A rather ominous overlord watches over Jamie Morin, director of the Pentagon’s Office of Cost Assessment and Program Evaluation.
“Say what you will about Darth Vader,” Morin says, pointing to the statue of the “Star Wars” villain on his desk and another Vader bobblehead on a nearby shelf. “He got the Death Star built on time.”
Indeed, a large poster of the fictional Empire’s deadliest — and likely most expensive — weapon hovers over Morin’s desk, a testament to the quirkier side of one of the Pentagon’s top “numbers” men.
It’s Morin’s job to assess the cost estimates of the Pentagon’s major weapons purchases and advise the department on whether it can bring those systems online in the budgets requested.
That job is a lot less predictable these days. Under the last three years of sequestration, the Defense Department has not known what its budget will be until well beyond the start of the fiscal year. The department is now trying to plan for a host of modernization efforts. That includes its entire nuclear enterprise — the new Ohio ballistic missile submarine, its land-based nuclear missiles, and new long-range bomber — and the most expensive program in the Pentagon’s history, the Joint Strike Fighter, among other major programs.
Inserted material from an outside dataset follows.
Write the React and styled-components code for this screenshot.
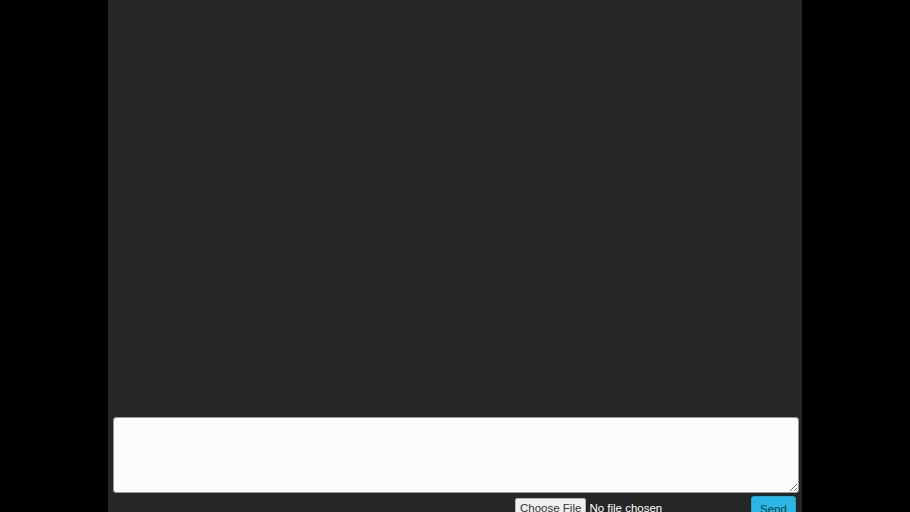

To get the programs on track for what will be an expensive decade ahead, the Pentagon requested $34 billion over the sequester caps in fiscal 2016. But odds that Congress will give it the entire amount or even part of that funding are dimming. That increases the risk that the Defense Department’s projected needs in the mid-2020s and beyond will turn into a wave of critical defense spending needs.
Even if the Pentagon gets the extra money in 2016, the mid-2020s will be an expensive time for the Defense Department. The top nine programs alone will need about $40 billion a year in procurement starting around the 2025 timeframe — and that does not count the hundreds of “smaller” programs that each will need several million, or several hundred million, dollars to move along.
If Congress does not agree to a compromise that raises sequester limits, those annual spending needs around 2025 would jump.
“If we end up significantly lower than [the president’s 2016 request], that means the bow wave will get bigger in a multiplicative way,” Morin said. “First it will get bigger because the content that we would buy during the ’20-teens,’ we will not be able to buy. It will be crowded out and we’ll buy it in the 2020s or 2030s. So that’s a classic bow wave — we just push those costs. Those modernization needs will still be there, but they will be delayed. Second, that kind of approach will drive increased costs for many of the programs — the unit cost will go up because [the services] will be driven to stretch out programs. So that’s a multiplicative effect.”
Morin was appointed to the office and confirmed last summer, and previously was assistant secretary of the Air Force for financial management. There, he was a key player in setting the Air Force’s budget priorities to keep its crown jewel, the F-35 Joint Strike Fighter, moving forward even as unstable funding and now three years of sequester cuts have made long-term planning for the fighter hard to predict.
After the initial deep sequester cuts in 2013, “department leadership did an aggressive prioritization. So the most visible programs — the highest impact programs — we were fairly successful in protecting. You didn’t see the F-35 program torn to shreds in 2014 and 2015. In those areas we’ve minimized the damage,” he said.
But the cost was that “a whole host of second-tier modernization programs were raided essentially in order to free up the resources to keep the big strategic programs on track,” Morin said. For example, Army truck acquisition and Navy aviation programs took hits. “Modifications to current generation aircraft have been a big bill payer,” Morin said.
He said the department is strategizing internally on its long-term outlook under the sequester. But for now, the department is outwardly focused on convincing Congress that further costs not only bring strategic risk, but added financial ones, as well.
“What we are focused on right now is explaining, very clearly, to everybody who cares, what the consequences are.”